Immediately, Atwell understood that Jesus had just said to God the Father, “Not my will but yours be done.”
“Jesus began convulsing and weeping. I was in front of him, standing. The Father showed me the Son at the time Jesus gave his will over, obedient to his Father’s will,” Atwell explained. “I felt so ashamed,” he said. “I started crying. All of a sudden it hit me like a ton of bricks, Jesus had given
everything and I wasn’t willing to give my eyes. I told him, ‘I’m so sorry.’ ”
Suddenly, Atwell found himself back in his bed crying. “I am so sorry,” he repeated. “You gave everything and I wasn’t willing to give you my eyes.” A peace immediately filled him. “Father, you can have my eyes…. You can have anything…. You can have everything!” he prayed. “That’s when an electric feeling shot through me,” Atwell explained. “I felt it instantaneously rising through me from the tips of my toes up to the top of my head. It was over in a split second. My eyes were open and in my dark bedroom, I had absolute knowledge that I had been healed.”
Then Atwell said out loud, “Father, you aren’t going to take my eyes.”
Then, he heard a human voice say clearly, “You have too much work to do.”
“Too much work to do? What does that mean?” Atwell asked. The next thing he knew, it was morning. His eyes fluttered open at the light coming through the bedroom window. “I could see crystal clear,” he said.
Ecstatic, Atwell ran downstairs and told his mother to cancel the appointment in Minnesota because he was healed. His mother was cautious. “You know they said it doesn’t cure itself,” she told him. Despite his objections, his parents made him keep the upcoming appointment.
Miracle leads to a calling When he returned to the eye clinic in May, one intern after another examined his eyes in disbelief. One, thinking a trick was being played, asked, “Do you have a twin brother?” When Dr. Harris—the doctor who had given the original diagnosis—was brought in, he looked through his machine at Atwell’s eyes and moved the light back and forth. Then he flung it aside and said, “I hope you realize this is a miracle.”
Atwell was 17 at the time. It was that moment when he realized that he was called to be a priest.
The miraculous experience was something Atwell kept to himself until he shared it with the formation director at the Benedictine monastery when he joined as a monk in 1979 and eventually took the name Basil. Feeling unworthy of and intimidated by the priesthood, Atwell served as a monk for 22 years until June 28, 2002, when Bishop Paul Zipfel ordained him a priest for the Diocese of Bismarck.

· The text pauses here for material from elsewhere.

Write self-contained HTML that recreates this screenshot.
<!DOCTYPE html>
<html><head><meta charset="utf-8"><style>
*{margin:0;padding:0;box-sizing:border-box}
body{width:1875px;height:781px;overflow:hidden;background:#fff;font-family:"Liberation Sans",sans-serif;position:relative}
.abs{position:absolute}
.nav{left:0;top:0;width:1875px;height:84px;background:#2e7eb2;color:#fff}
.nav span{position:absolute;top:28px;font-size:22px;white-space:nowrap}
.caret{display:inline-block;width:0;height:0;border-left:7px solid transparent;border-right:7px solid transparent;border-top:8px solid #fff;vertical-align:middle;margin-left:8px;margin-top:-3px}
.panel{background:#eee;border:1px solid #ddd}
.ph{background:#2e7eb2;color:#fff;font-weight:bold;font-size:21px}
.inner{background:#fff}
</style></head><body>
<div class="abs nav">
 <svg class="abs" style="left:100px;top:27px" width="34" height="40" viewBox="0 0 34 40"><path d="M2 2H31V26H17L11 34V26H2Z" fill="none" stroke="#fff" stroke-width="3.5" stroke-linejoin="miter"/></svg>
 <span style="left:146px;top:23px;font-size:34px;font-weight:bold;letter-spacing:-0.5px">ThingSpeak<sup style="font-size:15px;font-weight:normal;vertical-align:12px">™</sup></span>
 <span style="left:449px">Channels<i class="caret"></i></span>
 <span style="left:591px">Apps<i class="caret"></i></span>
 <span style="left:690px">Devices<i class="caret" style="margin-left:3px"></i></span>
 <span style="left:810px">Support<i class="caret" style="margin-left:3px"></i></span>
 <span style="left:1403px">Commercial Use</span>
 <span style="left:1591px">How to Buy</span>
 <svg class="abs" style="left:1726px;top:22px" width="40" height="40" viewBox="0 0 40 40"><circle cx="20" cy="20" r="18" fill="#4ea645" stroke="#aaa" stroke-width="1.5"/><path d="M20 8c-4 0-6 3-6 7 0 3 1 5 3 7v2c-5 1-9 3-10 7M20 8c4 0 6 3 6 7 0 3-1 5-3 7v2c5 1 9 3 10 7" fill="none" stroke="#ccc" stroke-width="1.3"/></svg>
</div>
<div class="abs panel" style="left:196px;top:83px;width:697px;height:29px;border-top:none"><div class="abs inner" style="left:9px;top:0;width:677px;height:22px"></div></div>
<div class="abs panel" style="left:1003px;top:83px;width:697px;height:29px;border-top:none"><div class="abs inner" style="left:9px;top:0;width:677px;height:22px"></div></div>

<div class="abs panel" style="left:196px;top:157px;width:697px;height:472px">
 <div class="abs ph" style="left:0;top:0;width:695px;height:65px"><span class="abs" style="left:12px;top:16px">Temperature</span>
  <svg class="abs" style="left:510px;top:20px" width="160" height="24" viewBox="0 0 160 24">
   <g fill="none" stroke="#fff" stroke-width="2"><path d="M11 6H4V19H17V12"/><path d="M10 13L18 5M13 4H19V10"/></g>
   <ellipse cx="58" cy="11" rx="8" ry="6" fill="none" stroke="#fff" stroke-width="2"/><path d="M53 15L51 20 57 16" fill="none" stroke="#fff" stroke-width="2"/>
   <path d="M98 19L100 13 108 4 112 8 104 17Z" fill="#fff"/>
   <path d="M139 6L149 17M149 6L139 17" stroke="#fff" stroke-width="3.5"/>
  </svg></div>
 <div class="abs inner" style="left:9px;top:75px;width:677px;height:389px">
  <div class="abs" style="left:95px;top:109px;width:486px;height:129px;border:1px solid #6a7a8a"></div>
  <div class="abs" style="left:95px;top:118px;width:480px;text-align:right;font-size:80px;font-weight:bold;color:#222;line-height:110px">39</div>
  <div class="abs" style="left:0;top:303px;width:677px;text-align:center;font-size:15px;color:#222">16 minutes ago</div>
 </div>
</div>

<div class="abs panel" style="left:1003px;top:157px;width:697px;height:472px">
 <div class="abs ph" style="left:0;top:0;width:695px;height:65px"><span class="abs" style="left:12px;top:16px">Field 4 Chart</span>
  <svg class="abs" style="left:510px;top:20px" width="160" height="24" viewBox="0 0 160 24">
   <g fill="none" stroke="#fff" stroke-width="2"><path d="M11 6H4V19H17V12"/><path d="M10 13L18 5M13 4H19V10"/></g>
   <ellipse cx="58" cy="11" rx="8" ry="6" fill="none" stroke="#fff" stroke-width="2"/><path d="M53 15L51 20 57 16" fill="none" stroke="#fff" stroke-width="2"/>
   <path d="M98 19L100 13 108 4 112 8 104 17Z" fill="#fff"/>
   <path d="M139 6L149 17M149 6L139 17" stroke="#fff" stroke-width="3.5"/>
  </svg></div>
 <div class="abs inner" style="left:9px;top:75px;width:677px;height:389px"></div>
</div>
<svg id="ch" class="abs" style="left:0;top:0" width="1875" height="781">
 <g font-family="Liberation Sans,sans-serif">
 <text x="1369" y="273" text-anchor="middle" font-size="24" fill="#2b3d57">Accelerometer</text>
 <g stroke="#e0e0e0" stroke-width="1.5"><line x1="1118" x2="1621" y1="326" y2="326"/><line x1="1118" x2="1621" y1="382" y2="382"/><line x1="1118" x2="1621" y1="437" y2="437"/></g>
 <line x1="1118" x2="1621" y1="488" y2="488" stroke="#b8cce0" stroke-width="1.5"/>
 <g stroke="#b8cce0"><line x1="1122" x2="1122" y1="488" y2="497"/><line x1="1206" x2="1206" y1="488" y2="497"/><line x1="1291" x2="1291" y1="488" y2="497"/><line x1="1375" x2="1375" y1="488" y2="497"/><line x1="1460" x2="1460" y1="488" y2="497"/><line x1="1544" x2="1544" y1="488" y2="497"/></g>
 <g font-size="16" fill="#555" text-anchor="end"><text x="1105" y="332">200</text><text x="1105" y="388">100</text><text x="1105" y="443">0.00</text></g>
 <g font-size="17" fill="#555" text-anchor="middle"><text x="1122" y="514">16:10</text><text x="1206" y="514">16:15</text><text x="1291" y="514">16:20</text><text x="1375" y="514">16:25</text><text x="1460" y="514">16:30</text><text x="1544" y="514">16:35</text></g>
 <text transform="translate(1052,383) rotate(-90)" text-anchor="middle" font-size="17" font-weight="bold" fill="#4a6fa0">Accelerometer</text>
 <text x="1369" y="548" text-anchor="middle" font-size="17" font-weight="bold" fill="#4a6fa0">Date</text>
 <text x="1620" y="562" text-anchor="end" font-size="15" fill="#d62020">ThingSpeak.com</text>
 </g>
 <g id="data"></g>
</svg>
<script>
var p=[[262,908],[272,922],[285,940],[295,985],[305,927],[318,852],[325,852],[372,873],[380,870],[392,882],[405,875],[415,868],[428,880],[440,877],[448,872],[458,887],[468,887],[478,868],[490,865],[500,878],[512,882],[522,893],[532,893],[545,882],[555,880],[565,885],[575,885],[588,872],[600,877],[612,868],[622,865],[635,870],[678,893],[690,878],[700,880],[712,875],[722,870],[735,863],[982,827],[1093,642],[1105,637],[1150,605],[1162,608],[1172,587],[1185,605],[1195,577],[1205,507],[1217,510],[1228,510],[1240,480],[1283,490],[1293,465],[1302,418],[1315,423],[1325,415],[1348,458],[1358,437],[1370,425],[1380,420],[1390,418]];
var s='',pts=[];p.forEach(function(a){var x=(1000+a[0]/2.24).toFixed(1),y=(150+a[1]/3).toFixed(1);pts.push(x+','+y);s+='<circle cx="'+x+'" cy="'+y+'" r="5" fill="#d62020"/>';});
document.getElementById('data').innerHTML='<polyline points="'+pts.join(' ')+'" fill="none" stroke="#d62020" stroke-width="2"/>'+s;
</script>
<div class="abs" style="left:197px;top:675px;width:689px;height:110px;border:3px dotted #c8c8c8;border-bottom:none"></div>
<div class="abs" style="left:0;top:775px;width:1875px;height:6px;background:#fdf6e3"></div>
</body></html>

“When God gave my eyes back to me, I then had no idea what would later be required of me.” He said. “Now, I understand that a priest must give all for the sake of all others, without deference and without discrimination as Saint Paul put on the new self, created in God’s way, in righteousness and holiness of truth." (Ephesians 4:22-24.
Fr. Basil Atwell, OSB is a Benedictine monk and priest of Assumption Abbey. With his abbot’s permission and appointment, he currently serves the Bishop of the Diocese of Bismarck as pastor of the Catholic Indian Mission and its mission parishes, the Church of St. Peter in Chains in Fort Yates, the Church of St. James in Porcupine, and the Church of St. Elizabeth’s in Cannon Ball. He also oversees the mission’s K-7 elementary educational apostolate called St. Bernard Mission School. In addition, Fr. Basil serves as pastor of the Churches of St. Philomena in Selfridge and Sacred Heart in Solen.